Grandi imprese che ricevono prestiti dalle banche e non li restituiscono. La fotografia della Cgia, la Confederazione Generale dell’Artigianato, del circuito bancario-imprenditoriale è impietosa: l’81% del totale dei crediti inesigibili, le cosiddette sofferenze, è responsabilità dei giganti economici italiani.
A dimostrarlo ulteriormente è un dato: la quota più interessata dai crediti inesigibili fra i prestiti erogati dagli istituti di credito è solo un decimo del totale. In altre parole il 10%, che corrisponde agli affidati più facoltosi, avrebbe goduto di maggiore fiducia da parte delle banche e avrebbe generato loro più problemi.
I dati in esame del centro studi di Mestre aggiornati a settembre del 2016 mettono in luce una situazione che bene non fa alla piccola a media impresa, che ora gode di minor credito presso gli istituti bancari. Basti pensare che, secondo quanto rivela la Cgia, dal novembre 2015 allo stesso mese del 2016 gli impieghi alle imprese italiane sono diminuiti di 21,3 miliardi di euro. Se si considera che le attuali sofferenze del sistema bancario italiano ammontano a 186,7 miliardi di euro lordi la cifra fa riflettere.
Analizzando le tossicità del comparto creditizio del Paese la Cgia di Mestre va ancora più in profondità. Dell’ammontare lordo degli importi inesigibili, oltre 130 miliardi di euro sono ascrivibili a prestiti superiori a mezzo milione di euro. Cifre alla portata proprio delle grandi imprese della Penisola, per la Cgia ed il coordinatore dell’ufficio studi Paolo Zabeo, i “responsabili” di questa situazione di ristagno dell’economia.

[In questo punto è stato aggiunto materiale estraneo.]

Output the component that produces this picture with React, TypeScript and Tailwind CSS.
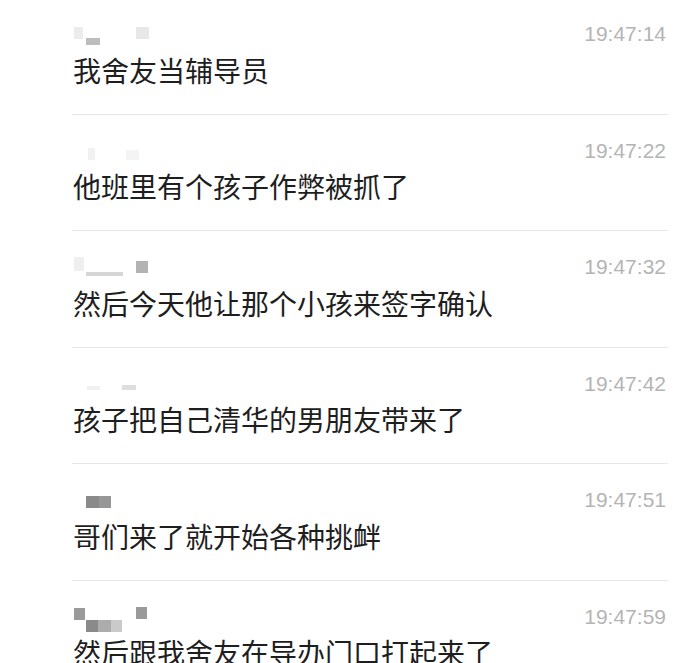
type Blob = { x: number; y: number; w: number; h: number; c: string }

type Msg = {
  time: string
  text: string
  name: Blob[]
}

const messages: Msg[] = [
  {
    time: '19:47:14',
    text: '我舍友当辅导员',
    name: [
      { x: 2, y: 5, w: 9, h: 12, c: '#ececec' },
      { x: 14, y: 16, w: 14, h: 7, c: '#bdbdbd' },
      { x: 64, y: 5, w: 13, h: 12, c: '#e8e8e8' },
    ],
  },
  {
    time: '19:47:22',
    text: '他班里有个孩子作弊被抓了',
    name: [
      { x: 16, y: 9, w: 7, h: 12, c: '#f1f1f1' },
      { x: 54, y: 11, w: 13, h: 10, c: '#f4f4f4' },
    ],
  },
  {
    time: '19:47:32',
    text: '然后今天他让那个小孩来签字确认',
    name: [
      { x: 2, y: 2, w: 10, h: 14, c: '#efefef' },
      { x: 14, y: 17, w: 37, h: 4, c: '#d6d6d6' },
      { x: 64, y: 6, w: 12, h: 12, c: '#b3b3b3' },
    ],
  },
  {
    time: '19:47:42',
    text: '孩子把自己清华的男朋友带来了',
    name: [
      { x: 15, y: 14, w: 13, h: 4, c: '#f0f0f0' },
      { x: 50, y: 13, w: 14, h: 5, c: '#dedede' },
    ],
  },
  {
    time: '19:47:51',
    text: '哥们来了就开始各种挑衅',
    name: [
      { x: 14, y: 8, w: 13, h: 12, c: '#8a8a8a' },
      { x: 27, y: 8, w: 12, h: 12, c: '#979797' },
    ],
  },
  {
    time: '19:47:59',
    text: '然后跟我舍友在导办门口打起来了',
    name: [
      { x: 2, y: 3, w: 11, h: 12, c: '#9a9a9a' },
      { x: 14, y: 15, w: 12, h: 12, c: '#8a8a8a' },
      { x: 26, y: 15, w: 13, h: 12, c: '#acacac' },
      { x: 39, y: 15, w: 11, h: 12, c: '#cacaca' },
      { x: 64, y: 2, w: 11, h: 12, c: '#9a9a9a' },
    ],
  },
]

// blurred sender name, drawn as pixel blocks
function Redacted({ blobs }: { blobs: Blob[] }) {
  return (
    <svg width="90" height="30" viewBox="0 0 90 30" className="block shrink-0">
      {blobs.map((b, i) => (
        <rect key={i} x={b.x} y={b.y} width={b.w} height={b.h} fill={b.c} />
      ))}
    </svg>
  )
}

export default function App() {
  return (
    <div className="min-h-screen bg-white pl-[72px] pr-[18px]">
      {messages.map((m, i) => (
        <div
          key={m.time}
          className={`border-b border-[#e6e6e6] pb-[26px] ${i === 0 ? 'pt-[22px]' : 'pt-[24px]'}`}
        >
          <div className="flex h-[24px] items-start justify-between">
            <Redacted blobs={m.name} />
            <span className="pr-[2px] text-[21px] leading-[24px] text-[#b4b4b4] font-['Liberation_Sans',sans-serif]">
              {m.time}
            </span>
          </div>
          <div className="mt-[5.5px] pl-[1px] text-[28px] leading-[36px] text-[#1e1e1e] font-['Noto_Sans_CJK_SC','Noto_Sans',sans-serif] whitespace-nowrap">
            {m.text}
          </div>
        </div>
      ))}
    </div>
  )
}
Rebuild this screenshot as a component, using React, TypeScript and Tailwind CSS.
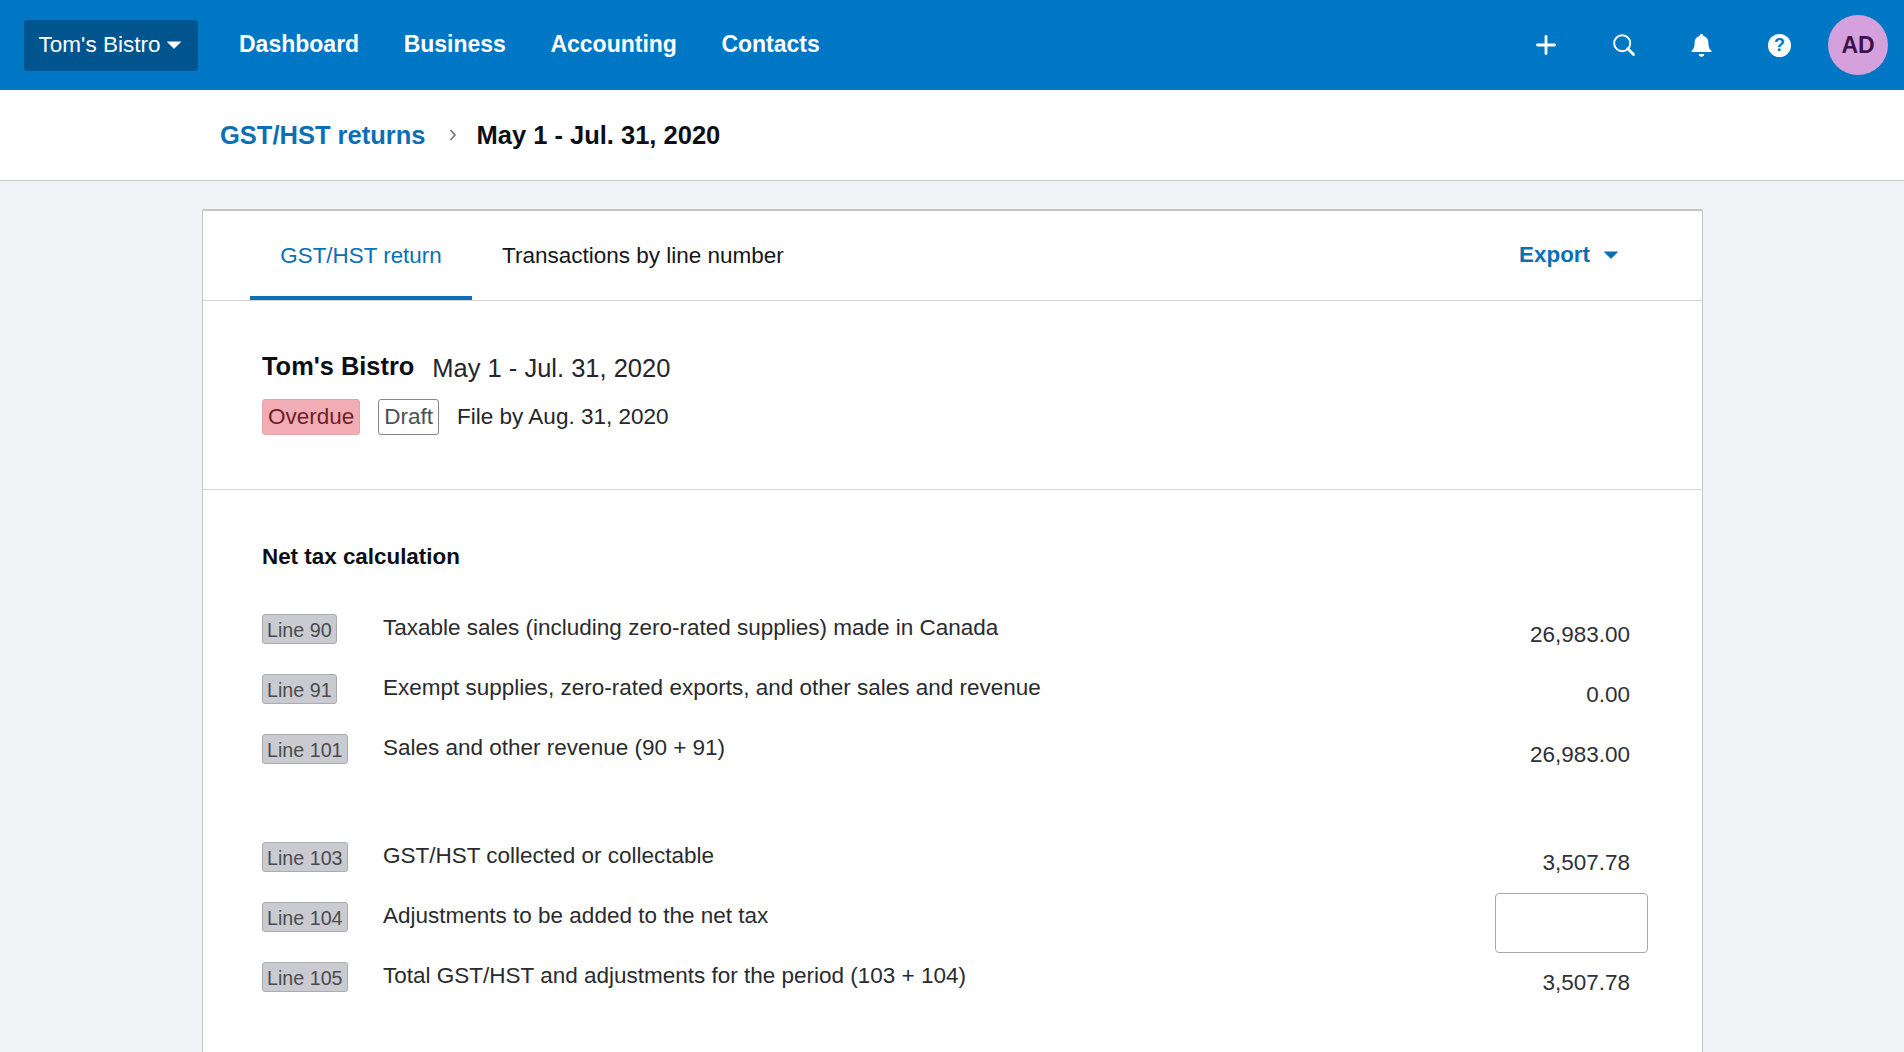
interface TaxLine {
  line: string;
  label: string;
  value?: string;
}

const firstGroup: TaxLine[] = [
  { line: "Line 90", label: "Taxable sales (including zero-rated supplies) made in Canada", value: "26,983.00" },
  { line: "Line 91", label: "Exempt supplies, zero-rated exports, and other sales and revenue", value: "0.00" },
  { line: "Line 101", label: "Sales and other revenue (90 + 91)", value: "26,983.00" },
];

const secondGroup: TaxLine[] = [
  { line: "Line 103", label: "GST/HST collected or collectable", value: "3,507.78" },
  { line: "Line 104", label: "Adjustments to be added to the net tax" },
  { line: "Line 105", label: "Total GST/HST and adjustments for the period (103 + 104)", value: "3,507.78" },
];

function Caret({ className }: { className: string }) {
  return (
    <svg viewBox="0 0 14 8" className={className} fill="currentColor">
      <path d="M0.6 0.5h12.8a0.5 0.5 0 0 1 0.35 0.85L7.4 7.5a0.6 0.6 0 0 1-0.8 0L0.25 1.35A0.5 0.5 0 0 1 0.6 0.5z" />
    </svg>
  );
}

function Row({ item }: { item: TaxLine }) {
  return (
    <div className="flex h-[60px] items-start">
      <div className="w-[121px] shrink-0 pt-[1px]">
        <span className="inline-block h-[30px] rounded-[3px] border border-[#a9abb0] bg-[#c9cbd0] px-[4px] text-[19.7px] leading-[30px] text-[#4a4c50]">
          {item.line}
        </span>
      </div>
      <div className="flex-1 text-[22.5px] leading-[30px] text-[#2a2b2e]">{item.label}</div>
      {item.value ? (
        <div className="pt-[7px] pr-[18px] text-[22.5px] leading-[30px] text-[#2f3033]">{item.value}</div>
      ) : (
        <div className="-mt-[8px] h-[60px] w-[153px] rounded-[4px] border border-[#a8a9ad] bg-white" />
      )}
    </div>
  );
}

export default function App() {
  return (
    <div className="h-[1052px] overflow-hidden bg-[#f2f3f7] font-['Liberation_Sans',Arial,sans-serif]">
      <header className="flex h-[90px] items-center bg-[#0077c5] pl-[24px] pr-[16px] text-white">
        <button className="flex h-[51px] w-[174px] items-center justify-center gap-[7px] rounded-[4px] bg-[#00558f] pr-[2px] text-[22.5px]">
          Tom's Bistro
          <Caret className="h-[8px] w-[14px]" />
        </button>
        <nav className="ml-[41px] flex gap-[44.5px] pb-[2px] text-[23px] font-bold">
          <a>Dashboard</a>
          <a>Business</a>
          <a>Accounting</a>
          <a>Contacts</a>
        </nav>
        <div className="ml-auto flex items-center">
          <svg viewBox="0 0 20 20" className="mr-[57px] h-[20px] w-[20px]" fill="none" stroke="currentColor" strokeWidth="2.8" strokeLinecap="round">
            <path d="M10 1.5v17M1.5 10h17" />
          </svg>
          <svg viewBox="0 0 22 22" className="mr-[56px] h-[22px] w-[22px]" fill="none" stroke="currentColor">
            <circle cx="9.2" cy="9.2" r="8" strokeWidth="1.9" />
            <path d="M14.8 14.8l5.8 5.8" strokeWidth="2.8" strokeLinecap="round" />
          </svg>
          <svg viewBox="0 0 21 23" className="mr-[56px] h-[23px] w-[21px]" fill="currentColor">
            <path d="M10.5 0a2 2 0 0 1 2 1.9c3.4.9 4.9 3.6 4.9 7.1 0 4.3 1.2 6.2 3 7.7.5.5.3 1.3-.5 1.3H1.1c-.8 0-1-.8-.5-1.3 1.8-1.5 3-3.4 3-7.7 0-3.5 1.5-6.2 4.9-7.1a2 2 0 0 1 2-1.9z" />
            <path d="M7.8 20h5.4a2.7 2.7 0 0 1-5.4 0z" />
          </svg>
          <div className="mr-[37px] flex h-[23px] w-[23px] items-center justify-center rounded-full bg-white text-[18px] font-bold leading-none text-[#0077c5]">
            ?
          </div>
          <div className="flex h-[60px] w-[60px] items-center justify-center rounded-full bg-[#d5a1dc] text-[23px] font-bold text-[#3d1149]">
            AD
          </div>
        </div>
      </header>

      <div className="flex h-[91px] items-center border-b border-[#c9cacd] bg-white pl-[220px] text-[25.5px] font-bold">
        <a className="text-[#0a6fb5]">GST/HST returns</a>
        <svg viewBox="0 0 8 12" className="ml-[24px] mr-[19px] h-[12px] w-[8px] text-[#6b6c72]" fill="none" stroke="currentColor" strokeWidth="1.5">
          <path d="M1.5 1l4.5 5-4.5 5" />
        </svg>
        <span className="text-[#0d0f14]">May 1 - Jul. 31, 2020</span>
      </div>

      <main className="ml-[202px] mt-[28px] h-[1000px] w-[1501px] rounded-t-[2px] border-x border-t-2 border-[#c4c5c9] bg-white">
        <div className="flex h-[90px] items-stretch border-b border-[#d4d5d8] pl-[47px] pr-[84px]">
          <div className="flex w-[222px] items-center justify-center border-b-4 border-[#0a6fb5] pt-[5px] text-[22.4px] text-[#0a6fb5]">
            GST/HST return
          </div>
          <div className="ml-[30px] flex items-center text-[22.5px] text-[#14161a]">Transactions by line number</div>
          <div className="ml-auto flex items-center gap-[14px] pb-[2px] text-[22.4px] font-bold text-[#0a6fb5]">
            Export
            <Caret className="h-[8px] w-[14px]" />
          </div>
        </div>

        <section className="h-[189px] border-b border-[#d4d5d8] pl-[59px] pt-[50px]">
          <div className="flex items-start gap-[18px]">
            <h1 className="-mt-[2px] text-[25.4px] font-bold leading-[34px] text-[#0d0f14]">Tom's Bistro</h1>
            <span className="text-[25.5px] leading-[34px] text-[#24262b]">May 1 - Jul. 31, 2020</span>
          </div>
          <div className="mt-[14px] flex items-center text-[22.5px]">
            <span className="h-[36px] rounded-[3px] border border-[#e3a4ab] bg-[#f2adb4] px-[5px] leading-[34px] text-[#6d1f2a]">
              Overdue
            </span>
            <span className="ml-[18px] h-[36px] rounded-[3px] border border-[#85878c] bg-white px-[5px] leading-[34px] text-[#4d4f55]">
              Draft
            </span>
            <span className="ml-[18px] text-[#24262b]">File by Aug. 31, 2020</span>
          </div>
        </section>

        <section className="pl-[59px] pr-[54px] pt-[52px]">
          <h2 className="text-[22.4px] font-bold leading-[30px] text-[#0d0f14]">Net tax calculation</h2>
          <div className="mt-[41px]">
            {firstGroup.map((item) => (
              <Row key={item.line} item={item} />
            ))}
          </div>
          <div className="mt-[48px]">
            {secondGroup.map((item) => (
              <Row key={item.line} item={item} />
            ))}
          </div>
        </section>
      </main>
    </div>
  );
}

“Un’anomalia tutta italiana che – secondo Zabeo – si è alimentata in questi ultimi decenni attraverso il massiccio ricorso al credito relazionale”. Ovvero i soldi, nella stragrande maggioranza dei casi, venivano prestati, aggiunge il coordinatore, “agli amministratori, ai soci e ai conoscenti senza garanzie, con la complicità delle istituzioni predisposte al controllo che, colpevolmente, hanno fatto finta di non vedere”.
Ancora più duro Renato Mason, segretario della Cgia. “La fiducia nei confronti delle banche salvate con il contributo dei soldi pubblici si riconquista anche attraverso la pubblicazione dei nomi, degli importi non ancora restituiti e – denuncia Mason – della quantità di aiuti che questi istituti si sono fatti carico sino a ora per le ristrutturazioni di queste aziende insolventi”.
Il dato che ne viene fuori, l’81% di sofferenze che sarebbe merito dei grandi gruppi imprenditoriali, è comunque il frutto di una media nazionale. In alcune regioni italiane quel 10% di beneficiari pesa anche di più sul groppone delle banche. In Lazio si arriva all’85%, in Emilia quasi all’83% e in Valle d’Aosta all’82,6%.
Se guardiamo le province la situazione vede in testa La Spezia, con quasi l’87% di sofferenze causato dal primo 10% degli affidati. La provincia di Roma supera l’86%, piazzandosi al secondo posto seguita da Verbania, a quota 86,5%.
Le tabelle dei dati forniti dall’ufficio studi mostrano un avvitamento mortale della grande impresa se si tratta di restituzione dei prestiti concessi dalle banche. Dal 2011 al 2016 le sofferenze derivanti dai crediti concessi per cifre superiori al milione di euro, in valori numerici, sono raddoppiate. Se nel 2011, per la Cgia, chi era in grado di ricevere un prestito da uno a 2,5 milioni di euro contribuiva alle sofferenze pesando oltre 12 milioni di euro, oggi, a parità di beneficio creditizio da parte delle banche, la stessa classe contribuisce per 26 milioni al fardello dei crediti inesigibili.